老房东家有个我们称之为神楼的祭拜之处。据小杨说,他们每户人家都有,这是把祠堂建在家里的意思。我请教了个问题,四知堂的“四知”是什么意思?答曰天知地知你知我知。这涉及到后汉一个名人杨震,为官清廉。他在拒绝贿赂时,驳斥送礼的人说:“此事天知地知你知我知,何谓无知”?由此可见,这四知堂说的是杨家的家训,让子孙清清白白做人。神楼有一副对联“迹发青江源流远,祧承白水世泽长”。大致是说他们杨家的祖籍和繁衍之所。据小杨说,附近有一条河,俗称白水。至于青江,据说在湖南云云,我也没有细考。

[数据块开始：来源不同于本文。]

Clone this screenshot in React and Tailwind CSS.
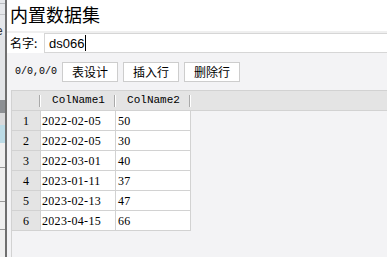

有个同学提示我,别拍照别人家的神楼祠堂之类,所以后来程、李两家我就不举相机了。但是李家的祠堂叫陇西堂,程家的叫安定堂,我却是记住了的。而且我依稀有点印象,李世民是陇那个地方的。而对联中有三唐皇帝等字样,应该所猜不差。我与九十多岁的老支书交谈的时候,他也含含糊糊地说起唐朝皇帝。
至于程家的安定堂,我则没有详细打听。但有一点可以肯定,此一带地方,同姓的祠堂肯定名称相同。看到四知堂,就知道这家姓杨。陇西堂则说明姓李,安定堂一定是姓程。考考这些,蛮有趣的。
回程本想参观一个脐橙园,但机缘不巧合,只好果断放弃。匆匆打道回府,回到家里本应该很早,但撞鬼似的大塞车,入城两三公里竟走了半个钟头。据说因为梧州举行宝石节,所以即使是星期天,也车满为患。
这次富川之行,玩得挺开心,吃得挺和味,当得感谢同学钟D和他的学生们。